Give only one thing: the number of lines that include the word "React".
═══ SUPPLIED INFORMATION ═══
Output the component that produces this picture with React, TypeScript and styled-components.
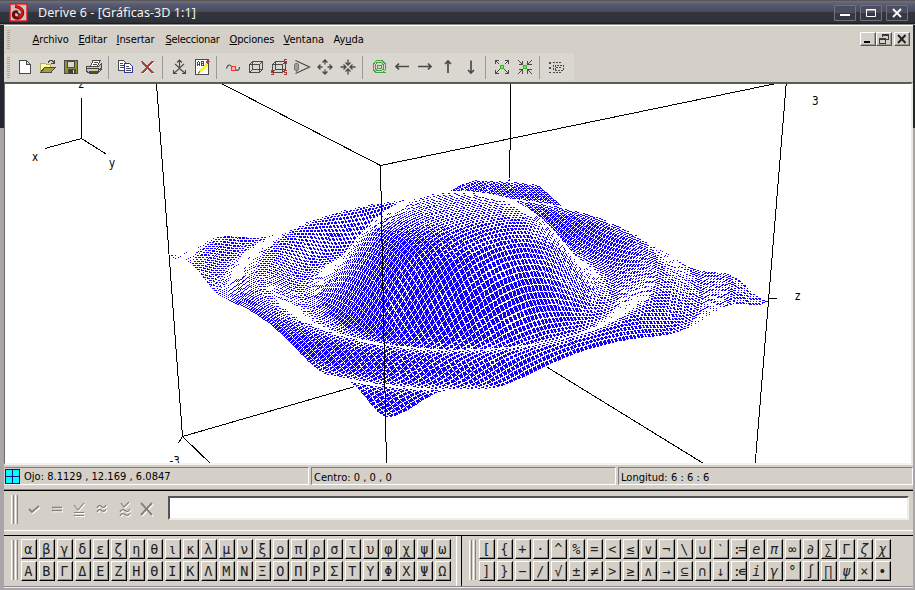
import React from "react";
import styled, { createGlobalStyle, css } from "styled-components";

const FACE = "#d4d0c8";
const UI = `"DejaVu Sans Condensed", "DejaVu Sans", sans-serif`;

const GlobalStyle = createGlobalStyle`
  html, body { margin: 0; padding: 0; overflow: hidden; background: #3a3d46; }
  * { box-sizing: border-box; }
`;

const Frame = styled.div`
  width: 915px;
  height: 590px;
  display: flex;
  flex-direction: column;
  overflow: hidden;
  font-family: ${UI};
  font-size: 11px;
  color: #000;
  background: linear-gradient(#24272e 0 128px, #a9a5a9 128px);
`;

const TitleBar = styled.header`
  flex: 0 0 25px;
  display: flex;
  align-items: center;
  padding: 0 7px 0 9px;
  border-top: 1px solid #5a5654;
  border-bottom: 1px solid #8f8b8b;
  background: linear-gradient(#6a6d85 0, #56596f 4px, #494c5e 11px, #32353d 11px, #2f323a 21px, #16171c 23px);
`;

const Title = styled.h1`
  margin: 0 auto 0 10px;
  font: 400 12.6px/22px "Noto Sans", sans-serif;
  letter-spacing: 0.03px;
  white-space: pre;
  color: #f2f2f2;
`;

const CaptionButton = styled.span`
  width: 22px;
  height: 16px;
  margin-left: 4px;
  border: 1px solid #6f727c;
  border-radius: 1px;
  display: flex;
  align-items: center;
  justify-content: center;
  background: linear-gradient(#4c4f5f 50%, #363941 50%);
`;

const Body = styled.main`
  flex: 1;
  margin: 0 2px 0 4px;
  border-top: 1px solid #fff;
  display: flex;
  flex-direction: column;
  background: ${FACE};
  min-height: 0;
`;

const MenuBar = styled.nav`
  flex: 0 0 27px;
  display: flex;
  align-items: center;
  padding: 0 3px 0 3px;
`;

const Grip = styled.i<{ $h: number }>`
  width: 3px;
  height: ${(p) => p.$h}px;
  background: repeating-linear-gradient(#a9a69f 0 1px, transparent 1px 2px);
`;

const MenuItem = styled.span<{ $w: number; $ls?: number }>`
  width: ${(p) => p.$w}px;
  font-size: 11px;
  letter-spacing: ${(p) => p.$ls ?? 0}px;
  white-space: nowrap;
  u { text-underline-offset: 1px; text-decoration-thickness: 1px; }
`;

const MenuList = styled.div`
  display: flex;
  margin: 0 auto 0 22.5px;
`;

const MdiButton = styled.span<{ $gap?: boolean }>`
  width: 16px;
  height: 14px;
  margin-left: ${(p) => (p.$gap ? 2 : 0)}px;
  margin-top: -2px;
  border: 1px solid;
  border-color: #fff #55534f #55534f #fff;
  box-shadow: inset -1px -1px #a19d96;
  display: flex;
  align-items: center;
  justify-content: center;
`;

const ToolBar = styled.div`
  flex: 0 0 28px;
  width: 570px;
  margin-bottom: 1px;
  display: flex;
  align-items: center;
  padding-left: 3px;
  border-radius: 2px;
  background: #dad7d0;
`;

const Tool = styled.svg`
  width: 16px;
  height: 16px;
  margin-right: 7px;
  overflow: visible;
  fill: none;
  stroke: #4a4a48;
  shape-rendering: crispEdges;
`;

const ToolLead = styled.i`
  width: 7px;
`;

const ToolGap = styled.i`
  width: 1px;
  height: 23px;
  margin: 0 8px 0 -1px;
  background: #9c9a98;
`;

const Viewport = styled.section`
  flex: 0 0 383px;
  border: 1px solid;
  border-width: 2px 2px 2px 1px;
  border-color: #5d5b58 #ece9e3 #f4f2ee #6d6b68;
  background: #fff;
  display: flex;
`;

const Plot = styled.svg`
  width: 906px;
  height: 379px;
  shape-rendering: crispEdges;
  font: 11.5px ${UI};
`;

const StatusBar = styled.div`
  flex: 0 0 25px;
  display: flex;
  gap: 2px;
  padding: 2px 0 4px;
  border-bottom: 1px solid #8a867e;
`;

const Pane = styled.div<{ $w?: number; $first?: boolean }>`
  ${(p) => (p.$w ? css`flex: 0 0 ${p.$w}px;` : css`flex: 1;`)}
  display: flex;
  align-items: center;
  padding: ${(p) => (p.$first ? "0" : "3px 0 0 2px")};
  border: 1px solid;
  border-color: #807d78 #fff #fff ${(p) => (p.$first ? FACE : "#807d78")};
  font-size: 11px;
  letter-spacing: 0.03px;
  white-space: pre;
  gap: 4px;
`;

const EntryBar = styled.div`
  flex: 0 0 41px;
  display: flex;
  align-items: center;
  padding: 0 4px 3px 7px;
  border-top: 1px solid #000;
  border-bottom: 1px solid #fff;
`;

const DoubleGrip = styled.i<{ $h: number }>`
  width: 7px;
  height: ${(p) => p.$h}px;
  flex: none;
  background: linear-gradient(90deg, #fff 0 1px, #d4d0c8 1px 2px, #85827c 2px 3px, #d4d0c8 3px 4px, #fff 4px 5px, #d4d0c8 5px 6px, #85827c 6px);
`;

const EntryIcons = styled.div`
  display: flex;
  margin: 0 13px 0 8px;
  gap: 6.7px;
`;

const EntryIcon = styled.svg`
  width: 16px;
  height: 16px;
  fill: none;
  stroke: #85827c;
  stroke-width: 1.3;
  filter: drop-shadow(1px 1px 0 #fff);
`;

const Entry = styled.div`
  flex: 1;
  height: 24px;
  margin-top: -3px;
  border: 2px solid;
  border-color: #57525a #f1eee8 #f1eee8 #57525a;
  background: #fff;
`;

const Keys = styled.div`
  flex: 0 0 51px;
  margin-top: 4px;
  display: flex;
  border-top: 1px solid #000;
`;

const KeyPanel = styled.div<{ $w?: number }>`
  ${(p) => (p.$w ? css`width: ${p.$w}px; border-right: 1px solid #000; box-shadow: inset -4px 0 ${FACE}, inset -5px 0 #fff;` : css`flex: 1;`)}
  display: flex;
  align-items: center;
  padding: 0 0 2px 7px;
`;

const KeyGrid = styled.div<{ $n: number }>`
  display: grid;
  grid-template-columns: repeat(${(p) => p.$n}, 16px);
  grid-auto-rows: 20px;
  column-gap: 2px;
  row-gap: 2px;
  margin-left: 3px;
`;

const Key = styled.span<{ $italic?: boolean }>`
  display: flex;
  align-items: center;
  justify-content: center;
  padding-right: 2px;
  border: 1px solid;
  border-color: #fff #000 #000 #fff;
  box-shadow: inset -1px -1px #8f8b84;
  font: ${(p) => (p.$italic ? "italic" : "normal")} 13.5px/16px "DejaVu Sans Mono", "DejaVu Sans", sans-serif;
  color: #222;
  overflow: hidden;
  white-space: nowrap;
  letter-spacing: -0.5px;
`;

const WideKey = styled(Key)`
  letter-spacing: -3px;
`;

const Bottom = styled.footer`
  flex: 1;
  border-top: 1px solid #8a868c;
  background: linear-gradient(#efecf0 0 1px, #a9a5a9 1px);
`;

/* ---------- surface z = sin(x²+y²) / (x²+y²) in a perspective view ---------- */

const EYE = [8.1129, 12.169, 6.0847];
const EYE_LEN = Math.hypot(EYE[0], EYE[1], EYE[2]);
const W = EYE.map((v) => v / EYE_LEN);
const H = Math.hypot(W[0], W[1]);
const R = [-W[1] / H, W[0] / H];
const U = [-W[0] * W[2] / H, -W[1] * W[2] / H, H];

type Point = [number, number];

function project(x: number, y: number, z: number): Point {
  const depth = 21.7 - (W[0] * x + W[1] * y + W[2] * z);
  const k = 1565 / depth;
  return [
    Math.round(453.3 + k * (R[0] * x + R[1] * y)),
    Math.round(189.8 - k * (U[0] * x + U[1] * y + U[2] * z)),
  ];
}

const N = 100;
const WIDTH = 906;
const HEIGHT = 379;
const MESH = 1;
const FILL = 2;

/* Scan-converts the panels back to front, then packs each scanline into runs. */
function buildSurface() {
  const buf = new Uint8Array(WIDTH * HEIGHT);

  const line = ([x0, y0]: Point, [x1, y1]: Point) => {
    const dx = Math.abs(x1 - x0);
    const dy = -Math.abs(y1 - y0);
    const sx = x0 < x1 ? 1 : -1;
    const sy = y0 < y1 ? 1 : -1;
    let err = dx + dy;
    let x = x0;
    let y = y0;
    for (;;) {
      buf[y * WIDTH + x] = MESH;
      if (x === x1 && y === y1) return;
      const e2 = 2 * err;
      if (e2 >= dy) { err += dy; x += sx; }
      if (e2 <= dx) { err += dx; y += sy; }
    }
  };

  const fill = (ring: Point[]) => {
    const ys = ring.map((p) => p[1]);
    for (let y = Math.min(...ys); y <= Math.max(...ys); y++) {
      let lo = Infinity;
      let hi = -Infinity;
      ring.forEach((a, i) => {
        const b = ring[(i + 1) % ring.length];
        if ((y < a[1] && y < b[1]) || (y > a[1] && y > b[1])) return;
        const xs = a[1] === b[1] ? [a[0], b[0]] : [a[0] + ((y - a[1]) * (b[0] - a[0])) / (b[1] - a[1])];
        lo = Math.min(lo, ...xs);
        hi = Math.max(hi, ...xs);
      });
      for (let x = Math.ceil(lo); x <= hi; x++) buf[y * WIDTH + x] = FILL;
    }
  };

  const pts: Point[][] = [];
  for (let i = 0; i <= N; i++) {
    const row: Point[] = [];
    for (let j = 0; j <= N; j++) {
      const x = -3 + (6 * i) / N;
      const y = -3 + (6 * j) / N;
      const q = x * x + y * y;
      row.push(project(x, y, q < 1e-6 ? 1 : Math.sin(q) / q));
    }
    pts.push(row);
  }
  for (let i = 0; i < N; i++)
    for (let j = 0; j < N; j++) {
      const ring = [pts[i][j], pts[i + 1][j], pts[i + 1][j + 1], pts[i][j + 1]];
      fill(ring);
      ring.forEach((p, k) => line(p, ring[(k + 1) % 4]));
    }

  const runs = (value: number) => {
    let d = "";
    for (let y = 0; y < HEIGHT; y++)
      for (let x = 0; x < WIDTH; x++) {
        if (buf[y * WIDTH + x] !== value) continue;
        const start = x;
        while (x < WIDTH && buf[y * WIDTH + x] === value) x++;
        d += `M${start} ${y}.5h${x - start}`;
      }
    return d;
  };
  return { mesh: runs(MESH), panels: runs(FILL) };
}

const SURFACE = buildSurface();

function Scene() {
  return (
    <Plot viewBox="5 84 906 379">
      <g stroke="#000" fill="none">
        <path d="M510.5 60V120L509.500 181V330" />
        <path d="M182.500 436.500L507 342.500L706 465" />
        <path d="M155 70L156.500 84L182.500 436.500L213 466M182.500 436.500L178.500 443" />
      </g>
      <g transform="translate(5 84)" fill="none">
        <path d={SURFACE.mesh} stroke="#fff" />
        <path d={SURFACE.panels} stroke="#1400ff" />
      </g>
      <g stroke="#000" fill="none">
        <path d="M203 74L380.500 165.500L822 74M380.500 165.500L386.500 466" />
        <path d="M787 74L755 466M768.500 298.500H777" />
        <path d="M81.500 98V138.500L45 148.500M81.500 138.500L106 154" />
      </g>
      <g fill="#000">
        <text x="78.500" y="88">z</text>
        <text x="32" y="161">x</text>
        <text x="109" y="167">y</text>
        <text x="812" y="105">3</text>
        <text x="795" y="300">z</text>
        <text x="169.500" y="465">-3</text>
      </g>
    </Plot>
  );
}

/* ---------- toolbar drawings ---------- */

const Arrows = ({ inward }: { inward?: boolean }) => (
  <g strokeWidth="1.3" shapeRendering="auto">
    {[0, 90, 180, 270].map((a) => (
      <path key={a} transform={`rotate(${a} 8 8)`} d={inward ? "M8 .5V6M5.500 3.500L8 6L10.500 3.500" : "M8 1V5.500M5.500 3.500L8 1L10.500 3.500"} />
    ))}
  </g>
);

const Diagonals = ({ inward }: { inward?: boolean }) => (
  <g>
    {[0, 90, 180, 270].map((a) => (
      <path key={a} transform={`rotate(${a} 8 8)`} d={inward ? "M1 1L5 5M5.500 1.500V5.500H1.500" : "M1 1L5.500 5.500M1.500 5V1.500H5"} />
    ))}
    <circle cx="8" cy="8" r="2" fill="#5bff3c" stroke="#35b52c" />
  </g>
);

const Cube = () => (
  <path d="M1.500 5.500H11.500V13.500H1.500ZM4.500 2.500H14.500V10.500H4.500ZM1.500 5.500L4.500 2.500M11.500 5.500L14.500 2.500M11.500 13.500L14.500 10.500M1.500 13.500L4.500 10.500" />
);

const groups: React.ReactNode[][] = [
  [
    <path d="M2.500 1.500H9.500L13.500 5.500V14.500H2.500ZM9.500 1.500V5.500H13.500" fill="#fff" />,
    <>
      <path d="M.5 13.500V4.500H5L6.500 5.500H10.500V8" fill="#fffdb0" stroke="#b8b060" />
      <path d="M.5 13.500L4.500 8.500H15L11 13.500Z" fill="#a0a03c" />
      <path d="M8 3.500L10 1.500H12L14 3.500M14.500 1V4.500H11" />
    </>,
    <>
      <path d="M1.500 1.500H14.500V14.500H1.500Z" fill="#8f8f35" />
      <path d="M4.500 2H11.500V8H4.500Z" fill="#dad7d0" />
      <path d="M5 10H12V14H5Z" fill="#3c3c3c" />
      <path d="M10.500 11V14" stroke="#ddd" />
    </>,
    <>
      <path d="M4.500 7L7 1.500H14L11.500 7" fill="#fff" />
      <path d="M7.500 3.500H12M6.500 5.500H11" />
      <path d="M.5 7.500H12.500L15.500 4.500V10L12.500 13.500H2L.5 12Z" fill="#c8c6c0" />
      <path d="M.5 9.500H12.500V13M3 12.500H12L15 9M3 14.500H12" />
      <path d="M7 11.500H10" stroke="#e8e000" />
    </>,
  ],
  [
    <>
      <path d="M1.500 1.500H6.500L9.500 4.500V11.500H1.500Z" fill="#fff" />
      <path d="M3 4.500H6M3 6.500H7M3 8.500H7" />
      <path d="M7.500 4.500H12.500L15.500 7.500V13.500H7.500Z" fill="#fff" stroke="#3434a0" />
      <path d="M9 7.500H12M9 9.500H14M9 11.500H14" />
    </>,
    <>
      <path d="M2 3L14 15M14 3L3 15" stroke="#fff" />
      <path d="M1.500 2L13 14M13 2L2 14" stroke="#a04646" strokeWidth="2" />
    </>,
  ],
  [
    <path shapeRendering="auto" strokeWidth="1.100" d="M8.500 1V9.500L2.500 14.500M8.500 9.500L14.500 14.500M6 3.500L8.500 1L11 3.500M2.500 11V14.500H6M14.500 11V14.500H11M4 5L8.500 9L13 5" />,
    <>
      <path d="M1.500 .5H14.500V15.500H1.500Z" fill="#fff" />
      <path d="M3.500 7V3.500L4.500 2.500L5.500 3.500V7M3.500 5.500H5.500M7.500 7V2.500H9.500V4.500H7.500M9.500 4.500V6.500H7.500" />
      <path d="M6 13L13 5" stroke="#fff020" strokeWidth="3" />
      <path d="M12.500 3.500L15 1.500" stroke="#a04646" strokeWidth="3" />
      <path d="M4 14.500L6 12.500" strokeWidth="1.600" stroke="#888" />
    </>,
  ],
  [
    <>
      <path shapeRendering="auto" strokeWidth="1.200" d="M1.500 9.500C3 5 5.500 5 7 8.500M11 10.500C12.500 12.500 14.500 11 14.500 8" />
      <path d="M6.500 7.500H10.500V11.500H6.500Z" fill="#ffb0a0" stroke="#ff3030" />
    </>,
    <Cube />,
    <>
      <Cube />
      <path stroke="#a83838" d="M15.500 .5H13.500V2.500H15.500V4.500H13M3 11.500H.5V13.500H2.500V15.500H0M15.500 11.500H13.500V13.500H15.500V15.500H13" />
    </>,
    <>
      <path shapeRendering="auto" strokeWidth="1.200" d="M1.500 1.500L15.500 8L1.500 14.500" />
      <ellipse cx="2.500" cy="8" rx="2" ry="4" fill="#9b9a9c" stroke="#777" />
    </>,
    <Arrows />,
    <Arrows inward />,
  ],
  [
    <g stroke="#45a045">
      <path d="M5.500 1.500H11L14.500 5V10.500L12 13.500H5L2.500 11V5Z" />
      <path d="M6 3.500H10.500L12.500 6V10.500L10 11.500H6L4.500 10V6Z" />
      <path d="M6.500 6.500H10.500V9.500H6.500ZM9 13.500H15" />
    </g>,
    <path shapeRendering="auto" strokeWidth="1.700" d="M1.500 7.500H15M5 4.500L2 7.500L5 10.500" />,
    <path shapeRendering="auto" strokeWidth="1.700" d="M1 7.500H14.500M11 4.500L14 7.500L11 10.500" />,
    <path shapeRendering="auto" strokeWidth="1.700" d="M8 1.500V14M5 5L8 2L11 5" />,
    <path shapeRendering="auto" strokeWidth="1.700" d="M8 1.500V14M5 11L8 14L11 11" />,
  ],
  [<Diagonals />, <Diagonals inward />],
  [
    <g>
      <path strokeWidth="2" strokeDasharray="2 3" d="M2 3V14" />
      <path strokeDasharray="2 1" d="M5 3.500H14M5 13.500H14M5.500 6V11.500M15.500 6V11.500H7V6H15" />
      <path d="M8 8.500H13" strokeDasharray="2 1" />
    </g>,
  ],
];

const menu: [string, string, string, number, number][] = [
  ["", "A", "rchivo", 46, -0.1],
  ["", "E", "ditar", 38, -0.15],
  ["", "I", "nsertar", 49, -0.05],
  ["", "S", "eleccionar", 64, -0.3],
  ["", "O", "pciones", 54, -0.15],
  ["", "V", "entana", 50, 0],
  ["Ay", "u", "da", 40, -0.05],
];

const greek = [..."αβγδεζηθικλμνξοπρστυφχψωΑΒΓΔΕΖΗΘΙΚΛΜΝΞΟΠΡΣΤΥΦΧΨΩ"];
const maths = "[ { + · ^ % = < ≤ ∨ ¬ \\ ∪ ‵ := e π ∞ ∂ ∑ Γ ζ χ ] } − / √ ± ≠ > ≥ ∧ → ⊆ ∩ ↓ :∊ i γ ° ∫ ∏ ψ × •".split(" ");
const slanted = new Set([15, 16, 21, 22, 38, 39, 43]);

const entryIcons = [
  <path d="M3 8L6 11L13 5" strokeWidth="1.800" />,
  <path d="M3 6.500H13M3 9.500H13" />,
  <path d="M3 4L7 9L13 2M3 11.500H13M3 14.500H13" strokeWidth="1.100" />,
  <path d="M3 7Q5 3 7.500 5.500T12 4M3 11Q5 7 7.500 9.500T12 8" />,
  <path d="M4 2L7 6L12 1M3 11Q5 7 8 9.500T13 8M3 15Q5 11 8 13.500T13 12" strokeWidth="1.200" />,
  <path d="M2 2L13 14M13 2L2 14" strokeWidth="2" />,
];

export default function App() {
  return (
    <Frame>
      <GlobalStyle />
      <TitleBar>
        <svg width="19" height="19" viewBox="0 0 19 19">
          <rect x="1" y="1" width="17" height="17" fill="#c9c7c6" stroke="#f01010" strokeWidth="1.400" />
          <path d="M9 9C5 8 4 10 4.500 12.500C5.500 16 11 16 13 12C15 8 12 4 6 3.500" fill="none" stroke="#6c0c0c" strokeWidth="3.200" />
          <path d="M6 3.500C11 3.500 14 6.500 13 10.500C12.500 12.500 11.500 14 9.500 14.500" fill="none" stroke="#d81414" strokeWidth="2.200" />
          <path d="M8 10.500C10.500 9.500 11 12 9 12.500" fill="none" stroke="#6c0c0c" strokeWidth="1.400" />
        </svg>
        <Title>Derive 6 - [Gráficas-3D 1:1]</Title>
        <CaptionButton>
          <svg width="12" height="10"><path d="M1 7H11" stroke="#fff" strokeWidth="2" /></svg>
        </CaptionButton>
        <CaptionButton>
          <svg width="12" height="10"><path d="M1.500 1.500H10.500V8.500H1.500ZM1 2H11" stroke="#fff" fill="none" /></svg>
        </CaptionButton>
        <CaptionButton>
          <svg width="12" height="10"><path d="M2 1L10 9M10 1L2 9" stroke="#fff" strokeWidth="1.800" /></svg>
        </CaptionButton>
      </TitleBar>
      <Body>
        <MenuBar>
          <Grip $h={19} />
          <MenuList>
            {menu.map(([a, b, c, w, ls]) => (
              <MenuItem key={b + c} $w={w} $ls={ls}>{a}<u>{b}</u>{c}</MenuItem>
            ))}
          </MenuList>
          <MdiButton><svg width="12" height="10" shapeRendering="crispEdges"><path d="M2 8H8" stroke="#000" strokeWidth="2" /></svg></MdiButton>
          <MdiButton><svg width="12" height="10" shapeRendering="crispEdges"><path d="M4.500 3V.5H10.500V5.500H8M4 1.500H10M1.500 4.500H7.500V9.500H1.500ZM1 5.500H8" fill="none" stroke="#3c3a36" /></svg></MdiButton>
          <MdiButton $gap><svg width="12" height="10"><path d="M2 1L9.500 9M9.500 1L2 9" stroke="#222" strokeWidth="2" /></svg></MdiButton>
        </MenuBar>
        <ToolBar>
          <Grip $h={21} />
          <ToolLead />
          {groups.map((g, i) => (
            <React.Fragment key={i}>
              {i > 0 && <ToolGap />}
              {g.map((n, j) => <Tool key={j} viewBox="0 0 16 16">{n}</Tool>)}
            </React.Fragment>
          ))}
        </ToolBar>
        <Viewport><Scene /></Viewport>
        <StatusBar>
          <Pane $w={305} $first>
            <svg width="15" height="15" shapeRendering="crispEdges">
              <path d="M.5.5H14.500V14.500H.5ZM7.500 0V15M0 7.500H15" fill="#00ffff" stroke="#10107c" />
            </svg>
            Ojo: 8.1129 , 12.169 , 6.0847
          </Pane>
          <Pane $w={305}>Centro: 0 , 0 , 0</Pane>
          <Pane>Longitud: 6 : 6 : 6</Pane>
        </StatusBar>
        <EntryBar>
          <DoubleGrip $h={29} />
          <EntryIcons>
            {entryIcons.map((n, i) => <EntryIcon key={i} viewBox="0 0 16 16">{n}</EntryIcon>)}
          </EntryIcons>
          <Entry />
        </EntryBar>
        <Keys>
          <KeyPanel $w={458}>
            <DoubleGrip $h={40} />
            <KeyGrid $n={24}>{greek.map((k) => <Key key={k}>{k}</Key>)}</KeyGrid>
          </KeyPanel>
          <KeyPanel>
            <DoubleGrip $h={40} />
            <KeyGrid $n={23}>
              {maths.map((k, i) => k.length > 1
                ? <WideKey key={i}>{k}</WideKey>
                : <Key key={i} $italic={slanted.has(i)}>{k}</Key>)}
            </KeyGrid>
          </KeyPanel>
        </Keys>
        <Bottom />
      </Body>
    </Frame>
  );
}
═══
• _WORKED ANSWER_: 5